Each of those tells you the purpose and how it might have been validated, but a whole bunch could easily be bgeo or abc.
Just want to mention that pointcache doesn’t adhere to these rules currently - and cameras (and I believe bones too?) would export from Maya. We’ve used that in the past too - whenever say we needed an alembic export of that data combined (e.g. tracking data of camera + geo).
If pointcache would by definition not allow cameras it sounds like we might then also be needing a family or alike for one that does?
Sorry I missed the follow up of this conversation, I think I still need to tune my notifications of this forum so I catch the ones I’m interested in! haha
Anyway, what @milan described are exactly the concerns I had when I brought up this topic and totally agree with his points. We should aim at not mixing data “representation” with "family"s!
Examples of what I think are good family names (using the names we used in my prior studio so you see another vision of the same purposes):
Shaders (equivalent of look in OP)
Geometry (equivalent of model in OP but expands to any static geometry data)
Geometry cache (equivalent of point cache in OP)
Scene (this is what we would use on @BigRoy’s example of publishing a combination of things that don’t fit on one of the other families)
And family names that I would consider wrong:
I hope the distinction is clear and why the latter is wrong to scale your pipeline and make it flexible to any data formats.
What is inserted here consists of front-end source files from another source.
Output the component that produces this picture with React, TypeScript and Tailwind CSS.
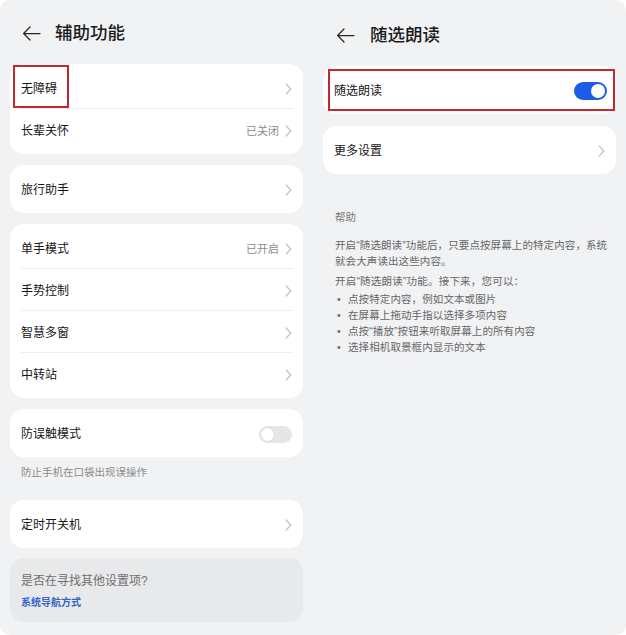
import React from "react";

const Chevron = () => (
  <svg width="7" height="12" viewBox="0 0 7 12" fill="none">
    <path d="M1.2 1l4.6 5-4.6 5" stroke="#c4c4c4" strokeWidth="1.3" strokeLinecap="round" strokeLinejoin="round" />
  </svg>
);

const Back = () => (
  <svg width="19" height="15" viewBox="0 0 19 15" fill="none">
    <path d="M18 7.5H1.6M8 1L1.6 7.5 8 14" stroke="#262626" strokeWidth="1.25" strokeLinecap="round" strokeLinejoin="round" />
  </svg>
);

const ToggleOff = () => (
  <div className="w-[33px] h-[17px] rounded-full bg-[#e6e6e8] p-[2px] flex items-center">
    <div className="w-[13px] h-[13px] rounded-full bg-white shadow-[0_0_2px_rgba(0,0,0,0.12)]" />
  </div>
);

const ToggleOn = () => (
  <div className="w-[33px] h-[18px] rounded-full bg-[#1b5ce9] p-[2px] flex items-center justify-end">
    <div className="w-[14px] h-[14px] rounded-full bg-white" />
  </div>
);

type RowProps = {
  label: string;
  value?: string;
  divider?: boolean;
  right?: React.ReactNode;
  children?: React.ReactNode;
};

const Row = ({ label, value, divider, right, children }: RowProps) => (
  <div className="relative h-[42px] flex items-center px-[11px] pt-[2px]">
    {children}
    <span className="flex-1 text-[12px] text-[#161616]">{label}</span>
    {value && <span className="text-[11px] text-[#8c8c8c] mr-[6px]">{value}</span>}
    {right ?? <Chevron />}
    {divider && <div className="absolute bottom-0 left-[10px] right-[10px] h-px bg-[#efefef]" />}
  </div>
);

const Card = ({ children }: { children: React.ReactNode }) => (
  <div className="bg-white rounded-[14px] py-[3px]">{children}</div>
);

export default function App() {
  return (
    <div className="w-[626px] h-[635px] bg-white font-['Liberation_Sans','Noto_Sans_CJK_SC',sans-serif]">
      <div className="w-[626px] h-[635px] bg-[#f1f2f4] rounded-[10px] flex overflow-hidden">
        {/* Left panel */}
        <div className="w-[313px] px-[10px] flex flex-col">
          <div className="h-[64px] flex items-center pt-[2px] pl-[12px]">
            <Back />
            <span className="ml-[14px] text-[17.5px] font-medium text-[#1a1a1a]">辅助功能</span>
          </div>
          <Card>
            <Row label="无障碍" divider>
              <div className="absolute left-[3px] top-[-2px] w-[56px] h-[43px] border-2 border-[#c3282f]" />
            </Row>
            <Row label="长辈关怀" value="已关闭" />
          </Card>
          <div className="h-[11px]" />
          <Card>
            <Row label="旅行助手" />
          </Card>
          <div className="h-[11px]" />
          <Card>
            <Row label="单手模式" value="已开启" divider />
            <Row label="手势控制" divider />
            <Row label="智慧多窗" divider />
            <Row label="中转站" />
          </Card>
          <div className="h-[11px]" />
          <Card>
            <Row label="防误触模式" right={<ToggleOff />} />
          </Card>
          <div className="h-[29px] flex items-center px-[11px] pt-[2px] text-[10.5px] text-[#8a8a8a]">
            防止手机在口袋出现误操作
          </div>
          <div className="h-[14px]" />
          <Card>
            <Row label="定时开关机" />
          </Card>
          <div className="h-[10px]" />
          <div className="h-[64px] bg-[#e8e9eb] rounded-[14px] px-[11px] pt-[15px]">
            <div className="text-[12px] leading-[16px] text-[#6f6f6f]">是否在寻找其他设置项?</div>
            <div className="mt-[7px] text-[10px] leading-[14px] font-bold text-[#3564c4]">系统导航方式</div>
          </div>
        </div>

        {/* Right panel */}
        <div className="w-[313px] pl-[10px] pr-[10px] flex flex-col">
          <div className="h-[66px] flex items-center pt-[4px] pl-[13px]">
            <Back />
            <span className="ml-[15px] text-[17.5px] font-medium text-[#1a1a1a]">随选朗读</span>
          </div>
          <Card>
            <Row label="随选朗读" right={<div className="mr-[-2px]"><ToggleOn /></div>}>
              <div className="absolute left-[5px] right-[1px] top-0 bottom-0 border-2 border-[#c3282f]" />
            </Row>
          </Card>
          <div className="h-[12px]" />
          <Card>
            <Row label="更多设置" />
          </Card>
          <div className="pl-[12px] pr-0 pt-[35px] text-[10.5px] leading-[16px] text-[#666666] whitespace-nowrap">
            <div className="text-[#777777]">帮助</div>
            <div className="mt-[12px] tracking-[0.1px]">
              开启“随选朗读”功能后，只要点按屏幕上的特定内容，系统
              <br />
              就会大声读出这些内容。
            </div>
            <div className="mt-[4px] tracking-[0.2px]">开启“随选朗读”功能。接下来，您可以：</div>
            <ul className="mt-[2px] tracking-[0.1px]">
              {["点按特定内容，例如文本或图片", "在屏幕上拖动手指以选择多项内容", "点按“播放”按钮来听取屏幕上的所有内容", "选择相机取景框内显示的文本"].map((t) => (
                <li key={t} className="flex">
                  <span className="w-[13px] pl-[2px]">•</span>
                  <span>{t}</span>
                </li>
              ))}
            </ul>
          </div>
        </div>
      </div>
    </div>
  );
}
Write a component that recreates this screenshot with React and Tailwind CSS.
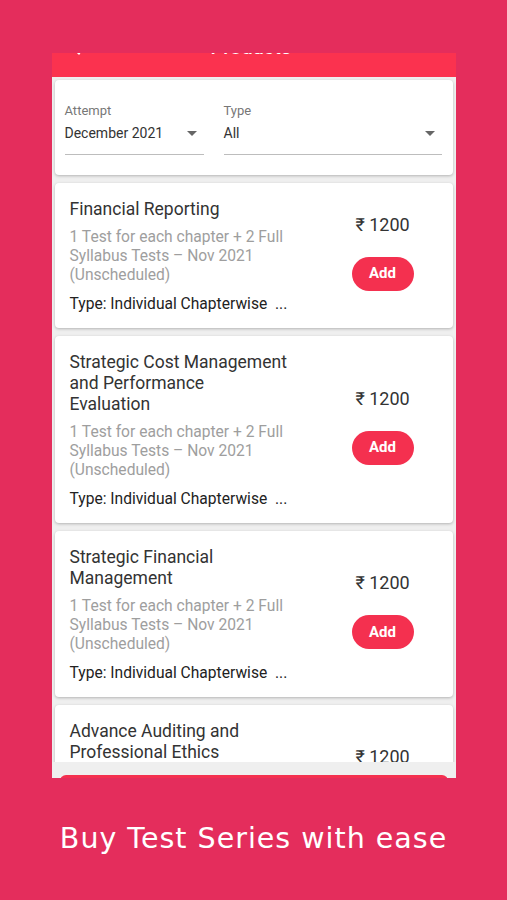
import { ArrowLeft } from 'lucide-react'

const products = [
	{ title: 'Financial Reporting' },
	{ title: 'Strategic Cost Management and Performance Evaluation' },
	{ title: 'Strategic Financial Management' },
	{ title: 'Advance Auditing and Professional Ethics' },
]

function Select({ label, value, className }) {
	return (
		<div className={className}>
			<div className="text-[13px] leading-[16px] text-[#777]">{label}</div>
			<div className="flex items-center justify-between mt-[5px] pb-[12px] border-b border-[#bdbdbd]">
				<span className="text-[14px] leading-[18px] text-[#333]">{value}</span>
				<svg width="10" height="5" viewBox="0 0 10 5" className="mr-[7px]">
					<path d="M0 0h10L5 5z" fill="#666" />
				</svg>
			</div>
		</div>
	)
}

function ProductCard({ title }) {
	return (
		<div className="bg-white rounded-[4px] shadow-[0_1px_3px_rgba(0,0,0,0.25)] flex items-center pl-[15px] pt-[16px] pb-[14px]">
			<div className="w-[218px]">
				<div className="text-[17.5px] leading-[21px] text-[#333]">{title}</div>
				<div className="mt-[8px] text-[15.6px] leading-[19px] text-[#9e9e9e]">
					1 Test for each chapter + 2 Full Syllabus Tests – Nov 2021 (Unscheduled)
				</div>
				<div className="mt-[10px] text-[15.6px] leading-[19px] text-[#222] whitespace-nowrap">
					Type: Individual Chapterwise &nbsp;...
				</div>
			</div>
			<div className="ml-auto mr-[39px] mb-[9px] w-[62px] flex flex-col items-center">
				<div className="text-[18px] leading-[22px] text-[#333] whitespace-nowrap">₹ 1200</div>
				<button className="mt-[21px] w-[62px] h-[34px] rounded-full bg-[#f4304f] text-white text-[15px] font-bold">
					Add
				</button>
			</div>
		</div>
	)
}

export default function App() {
	return (
		<div className="w-[507px] h-[900px] bg-[#e42d5c] flex flex-col items-center pt-[53px] font-['Roboto',sans-serif]">
			<div className="w-[404px] h-[725px] bg-[#efefef] flex flex-col overflow-hidden">
				<div className="h-[24px] shrink-0 bg-[#fb324f] overflow-hidden">
					<div className="-mt-[34px] h-[56px] flex items-center px-[16px] text-white">
						<ArrowLeft size={22} strokeWidth={2.5} />
						<span className="ml-[121px] text-[20px] font-medium">Products</span>
					</div>
				</div>
				<div className="h-[685px] shrink-0 overflow-hidden px-[3px] pt-[3px] flex flex-col gap-[8px]">
					<div className="bg-white rounded-[4px] shadow-[0_1px_3px_rgba(0,0,0,0.25)] h-[95px] shrink-0 flex gap-[20px] px-[10px] pt-[23px]">
						<Select label="Attempt" value="December 2021" className="w-[139px]" />
						<Select label="Type" value="All" className="w-[218px]" />
					</div>
					{products.map((p) => (
						<div key={p.title} className="shrink-0">
							<ProductCard title={p.title} />
						</div>
					))}
				</div>
				<div className="shrink-0 pt-[13px] px-[8px]">
					<div className="h-[48px] rounded-[6px] bg-[#f4304f]" />
				</div>
			</div>
			<div className="mt-[40px] text-white text-[28.5px] tracking-[1px] font-['DejaVu_Sans',sans-serif]">
				Buy Test Series with ease
			</div>
		</div>
	)
}
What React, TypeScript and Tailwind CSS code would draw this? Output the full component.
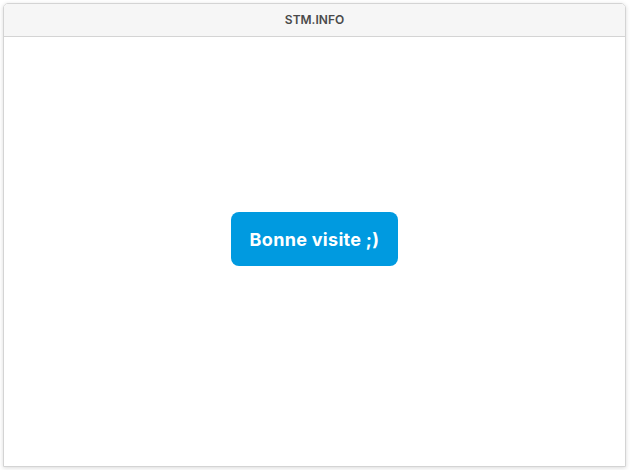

but with creator and loader named pointcache, you’ll never see bgeo anywhere
@antirotor I don’t get what you mean by this. The loaded “representation” on the scene should always be very visible on the Scene Manager to the artist and they are ultimately always the ones that choose on the loader what “representation” of the “family” to load. In fact, it should be quite a common workflow in a pipeline accommodate artists to change the “representation” to one or another in a lot of the cases (go from Alembic GPU cache to Alembic or to even load it as Standin if you want), that’s really what "representation"s should be for.